There was a clear consensus for a national approach that included sophisticated research, education and awareness tools, early diagnosis, a constant battle against stigmatization, plus the means for treatment, recovery and reintegration in the workplace.
While there are local and organization-specific initiatives in place to provide some of these elements, something much more comprehensive is required. And volunteer First Responders must be included.
The work is ongoing. We need to bring it to fruition. Looking after the mental health and well-being of firefighters and other First Responders is not only an obligation we need to fulfil to them.

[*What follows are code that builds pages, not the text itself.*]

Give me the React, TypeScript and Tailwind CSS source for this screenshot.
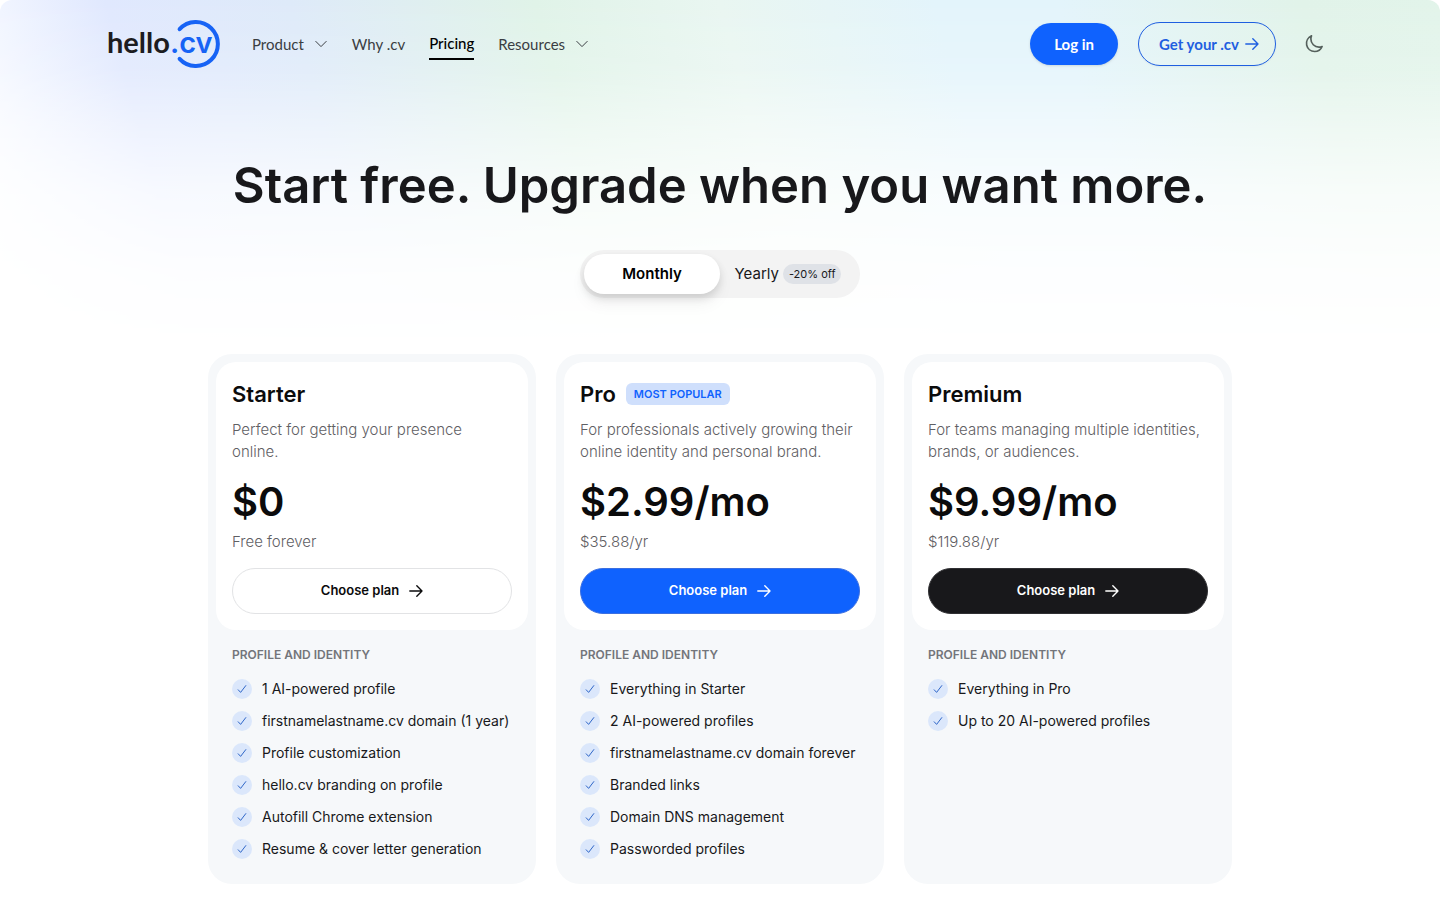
const NAV = "font-['Lato','Liberation_Sans',sans-serif]";

function Chevron() {
  return (
    <svg viewBox="0 0 14 8" className="h-2 w-3.5" fill="none" stroke="currentColor" strokeWidth="1" strokeLinecap="round" strokeLinejoin="round" aria-hidden="true">
      <path d="M1.8 1.4 7 6.6 12.2 1.4" />
    </svg>
  );
}

function Arrow() {
  return (
    <svg viewBox="0 0 14 14" className="size-3.5 shrink-0" fill="none" stroke="currentColor" strokeWidth="1.4" strokeLinecap="round" strokeLinejoin="round" aria-hidden="true">
      <path d="M0.8 7h12.2M7.8 1.8 13 7l-5.2 5.2" />
    </svg>
  );
}

function Check() {
  return (
    <span className="flex size-5 shrink-0 items-center justify-center rounded-full bg-[#dbe7fb] text-[#2f66c8]">
      <svg viewBox="0 0 10 10" className="size-2.5" fill="none" stroke="currentColor" strokeWidth="1" strokeLinecap="round" strokeLinejoin="round" aria-hidden="true">
        <path d="M1.2 5.8 3.6 8.4 8.8 1.6" />
      </svg>
    </span>
  );
}

function Logo() {
  return (
    <a href="#home" aria-label="hello.cv" className="block shrink-0">
      <svg viewBox="0 0 112 48" className="h-12 w-28 overflow-visible" aria-hidden="true">
        <text x="-1" y="33" fontSize="29" fontWeight="700" className={NAV} fill="#1c1c21">hello</text>
        <text x="62" y="33" fontSize="29" fontWeight="600" className="font-['Inter','Liberation_Sans',sans-serif]" fill="#1763f5">.cv</text>
        <path d="M71.6 9.2A22 22 0 1 1 71.6 38.8" fill="none" stroke="#1763f5" strokeWidth="4" strokeLinecap="round" />
      </svg>
    </a>
  );
}

type Plan = {
  name: string;
  badge?: string;
  description: string;
  price: string;
  note: string;
  button: string;
  features: string[];
};

const plans: Plan[] = [
  {
    name: "Starter",
    description: "Perfect for getting your presence online.",
    price: "$0",
    note: "Free forever",
    button: "border-[#e2e3e5] bg-white text-[#0b0b0c]",
    features: [
      "1 AI-powered profile",
      "firstnamelastname.cv domain (1 year)",
      "Profile customization",
      "hello.cv branding on profile",
      "Autofill Chrome extension",
      "Resume & cover letter generation",
    ],
  },
  {
    name: "Pro",
    badge: "Most popular",
    description: "For professionals actively growing their online identity and personal brand.",
    price: "$2.99/mo",
    note: "$35.88/yr",
    button: "border-[#3b6fe0] bg-[#0f62fe] text-white",
    features: [
      "Everything in Starter",
      "2 AI-powered profiles",
      "firstnamelastname.cv domain forever",
      "Branded links",
      "Domain DNS management",
      "Passworded profiles",
    ],
  },
  {
    name: "Premium",
    description: "For teams managing multiple identities, brands, or audiences.",
    price: "$9.99/mo",
    note: "$119.88/yr",
    button: "border-[#303033] bg-[#18181b] text-white",
    features: ["Everything in Pro", "Up to 20 AI-powered profiles"],
  },
];

function PlanCard({ plan }: { plan: Plan }) {
  return (
    <article className="rounded-3xl bg-[#f6f8fa] p-2">
      <div className="rounded-[20px] bg-white p-4">
        <div className="flex h-8 items-center gap-2.5">
          <h2 className="text-[22px] leading-8 font-semibold text-[#0b0b0c]">{plan.name}</h2>
          {plan.badge && (
            <span className="rounded-md bg-[#cfdffc] px-2 text-[11px] leading-[22px] font-semibold text-[#0f62fe] uppercase">{plan.badge}</span>
          )}
        </div>
        <p className="mt-[9px] min-h-11 text-[15px] leading-[22px] font-light text-[#5f6064]">{plan.description}</p>
        <p className="mt-[15px] text-[40px] leading-12 font-semibold text-[#0b0b0c]">{plan.price}</p>
        <p className="mt-[5px] text-[15px] leading-[22px] font-light text-[#5f6064]">{plan.note}</p>
        <button type="button" className={`mt-[15px] flex h-[46px] w-full items-center justify-center gap-2.5 rounded-full border text-[13px] font-semibold ${plan.button}`}>
          Choose plan
          <Arrow />
        </button>
      </div>
      <div className="p-4">
        <h3 className="text-xs leading-[18px] font-semibold text-[#73757a] uppercase">Profile and identity</h3>
        <ul className="mt-3.5 flex flex-col gap-2.5">
          {plan.features.map((f) => (
            <li key={f} className="flex items-center gap-2.5 text-sm leading-[22px] text-[#18181b]">
              <Check />
              <span>{f}</span>
            </li>
          ))}
        </ul>
      </div>
    </article>
  );
}

export default function App() {
  return (
    <div className="relative min-h-screen bg-white pb-4 font-['Inter','Liberation_Sans',sans-serif]">
      <div aria-hidden="true" className="absolute inset-x-0 top-0 h-88 overflow-hidden rounded-t-xl">
        <div className="size-full bg-[linear-gradient(75deg,#ffffff_0%,#f1f5ff_6%,#e0e8fe_13%,#deeaf9_25%,#e0f3e8_41%,#e9f6f1_53%,#e3f4fb_67%,#e3f4fb_75%,#e1f3e9_91%,#e2f4ea_100%)] mask-[linear-gradient(to_bottom,black_0%,rgb(0_0_0/0.85)_20%,rgb(0_0_0/0.55)_36%,rgb(0_0_0/0.25)_55%,rgb(0_0_0/0.07)_78%,transparent_100%)]" />
      </div>

      <header className={`relative flex h-22 items-center justify-between px-27 text-[15px] ${NAV}`}>
        <div className="flex items-center gap-8">
          <Logo />
          <nav className="flex items-center gap-6 text-[#3a3d42]">
            <button type="button" className="flex items-center gap-2.5">
              Product <Chevron />
            </button>
            <a href="#why">Why .cv</a>
            <a href="#pricing" aria-current="page" className="border-b-2 border-black pt-1 pb-1 font-medium text-black">Pricing</a>
            <button type="button" className="flex items-center gap-2.5">
              Resources <Chevron />
            </button>
          </nav>
        </div>
        <div className="flex items-center gap-5">
          <a href="#login" className="flex h-[42px] items-center rounded-full bg-[#0f62fe] px-6 font-bold text-white shadow-sm">Log in</a>
          <a href="#get" className="flex h-11 items-center gap-1.5 rounded-full border border-[#1f5fe0] pr-4 pl-5 font-bold text-[#1f5fe0] shadow-xs">
            Get your .cv <Arrow />
          </a>
          <button type="button" aria-label="Switch to dark theme" className="flex size-9 items-center justify-center text-[#55605c]">
            <svg viewBox="0 0 24 24" className="size-5" fill="none" stroke="currentColor" strokeWidth="2" strokeLinejoin="round" strokeLinecap="round" aria-hidden="true">
              <path d="M21.75 15A9.7 9.7 0 0 1 18 15.75 9.75 9.75 0 0 1 8.25 6c0-1.33.27-2.6.75-3.75A9.75 9.75 0 0 0 12.75 21a9.75 9.75 0 0 0 9-6Z" />
            </svg>
          </button>
        </div>
      </header>

      <main className="relative flex flex-col items-center">
        <h1 className="mt-16 text-center text-[49px] leading-[68px] font-semibold text-[#18181b]">Start free. Upgrade when you want more.</h1>

        <div role="group" aria-label="Billing period" className="mt-[30px] grid h-12 w-70 grid-cols-2 rounded-full bg-[#f3f3f3] p-1">
          <button type="button" aria-pressed="true" className="rounded-full bg-white text-[15px] font-semibold text-black shadow-[0_4px_8px_rgb(0_0_0/0.12),0_10px_16px_rgb(0_0_0/0.05)]">Monthly</button>
          <button type="button" aria-pressed="false" className="flex items-center justify-center gap-1 text-[15px] text-[#18181b]">
            Yearly
            <span className="rounded-full bg-[#dfe2e7] px-1.5 text-[11px] leading-5">-20% off</span>
          </button>
        </div>

        <section aria-label="Plans" className="mt-14 grid w-full max-w-[1024px] grid-cols-3 gap-5">
          {plans.map((p) => (
            <PlanCard key={p.name} plan={p} />
          ))}
        </section>
      </main>
    </div>
  );
}
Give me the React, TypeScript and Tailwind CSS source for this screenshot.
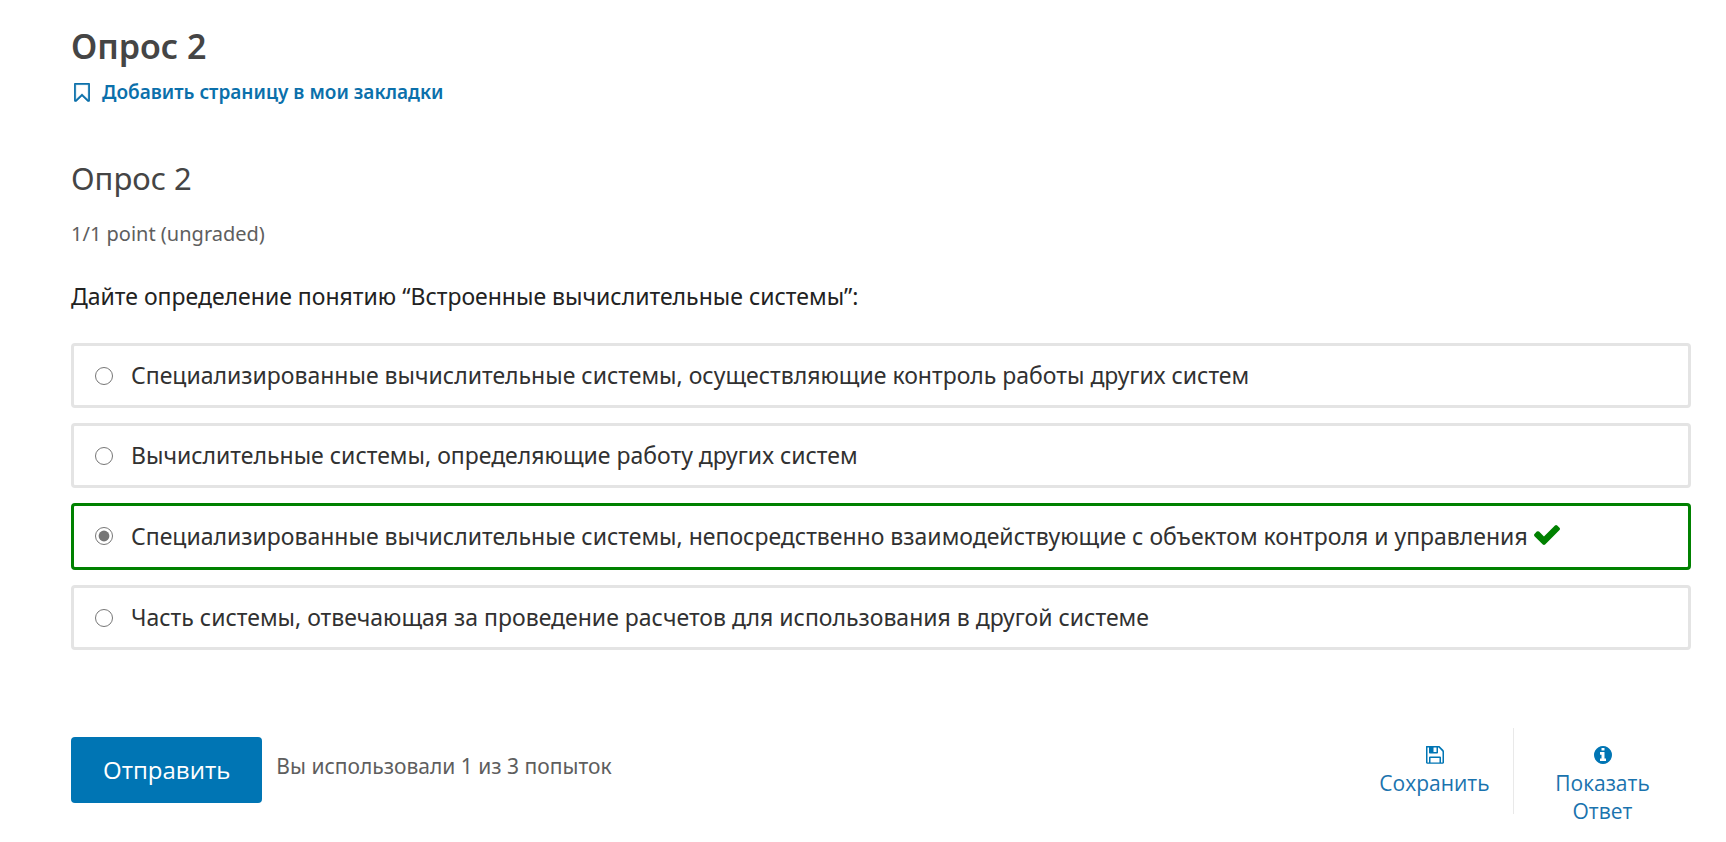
import { useState } from 'react';

const options = [
  'Специализированные вычислительные системы, осуществляющие контроль работы других систем',
  'Вычислительные системы, определяющие работу других систем',
  'Специализированные вычислительные системы, непосредственно взаимодействующие с объектом контроля и управления',
  'Часть системы, отвечающая за проведение расчетов для использования в другой системе',
];

const CORRECT = 2;

function BookmarkIcon() {
  return (
    <svg viewBox="256 128 1280 1536" className="h-[19px] w-4 shrink-0 fill-current stroke-current" strokeWidth="50" aria-hidden="true">
      <path d="M1408 256h-1024v1242l423-406 89-85 89 85 423 406v-1242zm12-128q23 0 44 9 33 13 52.5 41t19.5 62v1289q0 34-19.5 62t-52.5 41q-19 8-44 8-48 0-83-32l-441-424-441 424q-36 33-83 33-23 0-44-9-33-13-52.5-41t-19.5-62v-1289q0-34 19.5-62t52.5-41q21-9 44-9h1048z" />
    </svg>
  );
}

function CheckIcon() {
  return (
    <svg viewBox="120 330 1552 1194" className="inline h-5 w-[26px] fill-[#008100] align-baseline" aria-hidden="true">
      <path d="M1671 566q0 40-28 68l-724 724-136 136q-28 28-68 28t-68-28l-136-136-362-362q-28-28-28-68t28-68l136-136q28-28 68-28t68 28l294 295 656-657q28-28 68-28t68 28l136 136q28 28 28 68z" />
    </svg>
  );
}

function SaveIcon() {
  return (
    <svg viewBox="128 128 1536 1536" className="size-[18px] fill-[#0075b4]" aria-hidden="true">
      <path d="M512 1536h768v-384h-768v384zm896 0h128v-896q0-14-10-38.5t-20-34.5l-281-281q-10-10-34-20t-39-10v416q0 40-28 68t-68 28h-576q-40 0-68-28t-28-68v-416h-128v1280h128v-416q0-40 28-68t68-28h832q40 0 68 28t28 68v416zm-384-928v-320q0-13-9.5-22.5t-22.5-9.5h-192q-13 0-22.5 9.5t-9.5 22.5v320q0 13 9.5 22.5t22.5 9.5h192q13 0 22.5-9.5t9.5-22.5zm640 32v896q0 40-28 68t-68 28h-1344q-40 0-68-28t-28-68v-1344q0-40 28-68t68-28h928q40 0 88 20t76 48l280 280q28 28 48 76t20 88z" />
    </svg>
  );
}

function InfoIcon() {
  return (
    <svg viewBox="128 128 1536 1536" className="size-[18px] fill-[#0075b4]" aria-hidden="true">
      <path d="M1152 1376v-160q0-14-9-23t-23-9h-96v-512q0-14-9-23t-23-9h-320q-14 0-23 9t-9 23v160q0 14 9 23t23 9h96v320h-96q-14 0-23 9t-9 23v160q0 14 9 23t23 9h448q14 0 23-9t9-23zm-128-896v-160q0-14-9-23t-23-9h-192q-14 0-23 9t-9 23v160q0 14 9 23t23 9h192q14 0 23-9t9-23zm640 416q0 209-103 385.5t-279.5 279.5-385.5 103-385.5-103-279.5-279.5-103-385.5 103-385.5 279.5-279.5 385.5-103 385.5 103 279.5 279.5 103 385.5z" />
    </svg>
  );
}

export default function App() {
  const [selected, setSelected] = useState(CORRECT);

  return (
    <main className="bg-white pt-[26px] pr-[35px] pb-4 pl-[71px] font-['Noto_Sans',sans-serif]">
      <h1 className="text-[34px] leading-10 font-semibold text-[#454545]">Опрос 2</h1>
      <button type="button" className="mt-3 flex items-center gap-3 pl-[3px] text-[19px] leading-7 font-semibold text-[#0b70ab]">
        <BookmarkIcon />
        Добавить страницу в мои закладки
      </button>

      <h2 className="mt-[52px] text-[31px] leading-10 text-[#454545]">Опрос 2</h2>
      <p className="mt-[22px] text-xl leading-7 text-[#5e5e5e]">1/1 point (ungraded)</p>

      <form onSubmit={(event) => event.preventDefault()}>
        <fieldset className="mt-8">
          <legend className="text-[23px] leading-8 text-[#222222]">
            Дайте определение понятию “Встроенные вычислительные системы”:
          </legend>
          <div className="mt-[31px] flex flex-col gap-[15px]">
            {options.map((text, index) => {
              const marked = selected === index && index === CORRECT;
              return (
                <label
                  key={text}
                  className={
                    marked
                      ? 'flex items-start gap-[18px] rounded border-3 border-[#008100] py-[13px] pl-[21px] text-[23px] leading-[35px] text-[#313131]'
                      : 'flex items-start gap-[18px] rounded border-3 border-[#e4e4e4] py-[13px] pl-[21px] text-[23px] leading-[33px] text-[#313131]'
                  }
                >
                  <input
                    type="radio"
                    name="answer"
                    checked={selected === index}
                    onChange={() => setSelected(index)}
                    className="mt-2 size-[18px] shrink-0 accent-[#767676]"
                  />
                  <span>
                    {text} {marked && <CheckIcon />}
                  </span>
                </label>
              );
            })}
          </div>
        </fieldset>

        <div className="mt-[78px] flex items-start justify-between font-['Open_Sans',sans-serif]">
          <div className="flex items-start gap-[14px] pt-[9px]">
            <button type="submit" className="h-[66px] rounded bg-[#0075b4] px-8 text-2xl text-white">
              Отправить
            </button>
            <p className="pt-[15px] font-['Noto_Sans',sans-serif] text-[21px] leading-7 text-[#5e5e5e]">
              Вы использовали 1 из 3 попыток
            </p>
          </div>
          <div className="flex items-start text-[21px] leading-7 text-[#1a73ae]">
            <button type="button" className="flex h-[86px] w-[158px] flex-col items-center gap-[5px] border-r border-[#e9e9e9] pt-[18px]">
              <SaveIcon />
              Сохранить
            </button>
            <button type="button" className="flex w-[177px] flex-col items-center gap-[5px] px-8 pt-[18px]">
              <InfoIcon />
              <span>Показать Ответ</span>
            </button>
          </div>
        </div>
      </form>
    </main>
  );
}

It will also contribute to the safety of all Canadians.
Another personal issue for emergency workers is the need for a national public safety officer compensation benefit to be paid to the families of firefighters, police officers and paramedics who are killed or permanently disabled in the line of duty.
And again, it doesn’t matter if you are volunteer or full-time.
I have been pushing for this kind of initiative for many years, and I’m determined to get it done. My department has been working closely with the leadership and the membership of the Tri-Services and others to examine all the angles so we get it right. Good progress is being achieved.
Nothing can make up for the loss of a loved one. But a properly designed national benefit can at least alleviate some of the financial pressure on the families who suffer such a loss. It’s also a gesture of respect for the vital service public safety officers perform.
In all these endeavours – and more - I want to thank the Canadian Volunteer Fire Services Association for your leadership and your collaboration.
Je tiens encore a exprimer ma gratitude et ma reconnaissance a l’egard de votre service courageux et devoue aux Canadiens.